Best practice for coordinating operations across peer units?

cjwatson · 1 April 2023 21:02

In the Launchpad team, we’re currently in the process of converting our legacy bare-metal deployments to use Juju charms. For various reasons, we’re starting out with machine charms that use a config key to specify the workload revision, so units will be upgraded in place except where we’re switching to a new Ubuntu series (it’s possible we’ll change this approach in future to use some kind of switch deployment strategy or Kubernetes or whatever, but for now we’re just trying to dig ourselves out from under a bunch of technical debt and this is the easiest first step).

One thing I’m concerned about is figuring out how to preserve our current zero-downtime deployments. That is, our current deployments involve restarting each of our four appservers one at a time, so the web application on https://launchpad.net/ is always up; secondarily, if one of the appserver processes fails to restart, then that aborts the deployment, so we don’t end up taking down the whole application if we somehow missed something fatal in pre-deployment testing.

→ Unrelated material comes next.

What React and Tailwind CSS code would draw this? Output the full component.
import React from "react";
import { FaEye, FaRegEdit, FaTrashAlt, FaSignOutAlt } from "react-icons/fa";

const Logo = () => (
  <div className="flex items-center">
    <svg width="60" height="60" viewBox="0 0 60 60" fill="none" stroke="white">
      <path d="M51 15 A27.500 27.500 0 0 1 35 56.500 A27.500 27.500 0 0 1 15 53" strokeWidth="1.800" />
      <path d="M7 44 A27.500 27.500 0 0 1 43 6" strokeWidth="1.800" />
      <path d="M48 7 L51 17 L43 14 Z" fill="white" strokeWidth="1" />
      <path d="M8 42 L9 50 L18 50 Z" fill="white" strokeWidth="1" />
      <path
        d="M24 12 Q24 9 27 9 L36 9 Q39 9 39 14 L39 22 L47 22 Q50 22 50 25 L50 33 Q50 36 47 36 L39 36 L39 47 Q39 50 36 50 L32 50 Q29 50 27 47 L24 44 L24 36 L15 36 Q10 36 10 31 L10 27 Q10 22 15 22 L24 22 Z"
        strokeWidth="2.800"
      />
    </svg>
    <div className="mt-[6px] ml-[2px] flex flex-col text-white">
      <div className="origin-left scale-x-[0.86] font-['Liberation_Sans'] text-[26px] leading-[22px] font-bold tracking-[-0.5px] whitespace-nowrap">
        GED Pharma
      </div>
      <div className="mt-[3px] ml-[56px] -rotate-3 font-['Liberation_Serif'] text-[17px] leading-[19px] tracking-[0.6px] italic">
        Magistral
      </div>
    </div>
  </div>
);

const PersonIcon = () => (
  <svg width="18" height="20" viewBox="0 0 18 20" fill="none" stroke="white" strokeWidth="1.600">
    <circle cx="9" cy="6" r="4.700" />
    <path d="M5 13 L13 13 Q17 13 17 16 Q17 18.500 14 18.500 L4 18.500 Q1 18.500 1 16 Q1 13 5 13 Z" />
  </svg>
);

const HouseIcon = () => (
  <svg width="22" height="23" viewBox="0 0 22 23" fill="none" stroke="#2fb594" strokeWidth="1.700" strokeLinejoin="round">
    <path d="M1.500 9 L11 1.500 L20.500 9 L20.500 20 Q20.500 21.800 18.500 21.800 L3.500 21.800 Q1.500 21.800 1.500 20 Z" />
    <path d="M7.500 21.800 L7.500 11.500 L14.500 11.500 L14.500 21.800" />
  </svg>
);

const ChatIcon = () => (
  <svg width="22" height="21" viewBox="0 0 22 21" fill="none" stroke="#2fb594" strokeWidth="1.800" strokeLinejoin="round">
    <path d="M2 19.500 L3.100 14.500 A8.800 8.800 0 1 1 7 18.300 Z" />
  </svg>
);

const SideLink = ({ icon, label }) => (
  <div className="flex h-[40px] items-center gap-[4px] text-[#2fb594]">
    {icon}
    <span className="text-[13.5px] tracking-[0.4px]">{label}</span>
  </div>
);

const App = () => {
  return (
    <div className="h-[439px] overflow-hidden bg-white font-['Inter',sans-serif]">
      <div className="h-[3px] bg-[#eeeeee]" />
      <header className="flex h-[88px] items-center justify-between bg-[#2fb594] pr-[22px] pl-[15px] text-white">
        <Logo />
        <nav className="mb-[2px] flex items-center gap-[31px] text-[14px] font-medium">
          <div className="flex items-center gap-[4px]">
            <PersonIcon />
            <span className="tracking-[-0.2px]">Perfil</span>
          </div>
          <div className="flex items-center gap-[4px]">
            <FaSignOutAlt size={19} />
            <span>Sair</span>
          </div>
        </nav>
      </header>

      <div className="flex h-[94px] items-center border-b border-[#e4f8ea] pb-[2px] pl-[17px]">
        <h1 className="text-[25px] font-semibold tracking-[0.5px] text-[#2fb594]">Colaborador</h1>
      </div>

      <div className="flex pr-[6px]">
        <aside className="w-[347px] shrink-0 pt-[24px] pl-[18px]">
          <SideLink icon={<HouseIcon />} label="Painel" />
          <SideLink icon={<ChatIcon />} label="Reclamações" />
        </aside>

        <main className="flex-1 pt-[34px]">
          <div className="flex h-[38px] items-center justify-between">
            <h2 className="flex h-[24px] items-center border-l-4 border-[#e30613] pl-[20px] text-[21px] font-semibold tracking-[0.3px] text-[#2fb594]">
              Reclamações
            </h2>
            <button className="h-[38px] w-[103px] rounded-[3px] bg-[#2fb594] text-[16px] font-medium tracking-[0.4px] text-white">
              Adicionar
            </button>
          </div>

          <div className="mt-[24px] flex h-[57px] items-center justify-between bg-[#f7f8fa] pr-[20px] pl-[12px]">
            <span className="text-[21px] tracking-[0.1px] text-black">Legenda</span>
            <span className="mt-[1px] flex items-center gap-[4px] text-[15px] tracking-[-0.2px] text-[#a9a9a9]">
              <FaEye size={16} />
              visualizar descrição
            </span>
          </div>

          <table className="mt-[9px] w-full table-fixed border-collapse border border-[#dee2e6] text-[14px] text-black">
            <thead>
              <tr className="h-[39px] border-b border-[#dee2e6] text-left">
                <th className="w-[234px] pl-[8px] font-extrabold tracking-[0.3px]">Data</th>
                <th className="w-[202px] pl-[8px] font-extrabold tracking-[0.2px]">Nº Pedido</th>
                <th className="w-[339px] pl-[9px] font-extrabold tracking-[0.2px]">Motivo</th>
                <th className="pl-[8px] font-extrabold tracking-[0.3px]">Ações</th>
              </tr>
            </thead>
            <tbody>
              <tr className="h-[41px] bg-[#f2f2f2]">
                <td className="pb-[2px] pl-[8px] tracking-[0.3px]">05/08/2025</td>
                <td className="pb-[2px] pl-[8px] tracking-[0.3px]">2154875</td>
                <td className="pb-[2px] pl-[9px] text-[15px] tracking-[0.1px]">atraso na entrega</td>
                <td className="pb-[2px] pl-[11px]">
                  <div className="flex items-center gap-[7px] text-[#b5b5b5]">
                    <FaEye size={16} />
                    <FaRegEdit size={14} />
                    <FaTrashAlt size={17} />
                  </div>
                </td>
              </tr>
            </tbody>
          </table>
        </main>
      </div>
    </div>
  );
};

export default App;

I’ve been searching around in vain for best practices on doing this sort of thing with Juju. The documentation on peer integrations has the tantalizing remark that “Peer integration can be useful for coordinating operations against a clustered application without downtime – for example upgrading package versions or applying new configuration”, but without any specific guidance on the best way to implement that sort of thing. I’m also a little put off by what I understand to be quadratic scaling issues with peer relation hooks as the number of units in an application grows, and difficulties with upgrading to new versions of charms that don’t implement a given peer relation if we later decide that they were a bad idea. However, the replacements for peer relations in some cases (such as application databags whose contents are set by the leader) don’t seem to really work here, since coordinating operations across units surely requires two-way communication between leader and non-leader units.

There is of course the option of using actions to coordinate the upgrade instead, so that something outside Juju can arrange to upgrade units one by one and give up if one of them fails. I’m not especially keen on that, though, since it would give up a lot of the simplicity of being able to specify both charm and workload revisions in the bundle and do nearly everything with just a juju deploy, so if there’s some good way for me to arrange that juju config launchpad-appserver build_label=... restarts the actual appserver processes one at a time across units, that would be distinctly preferable.

Does anyone have advice on this, or pointers to charms that do a good job of this sort of thing? (I don’t mind which charm technology they use - I’m happy to translate the basic ideas from whatever framework.)

mthaddon · 3 April 2023 14:46

Charmhub | Deploy Rolling Ops Library and Example Charm using Charmhub - The Open Operator Collection may be of interest to you (the library contained within the charm rather than the charm itself). I’m not very familiar with it though, but let me know if you have specific questions and I can find someone to answer for you.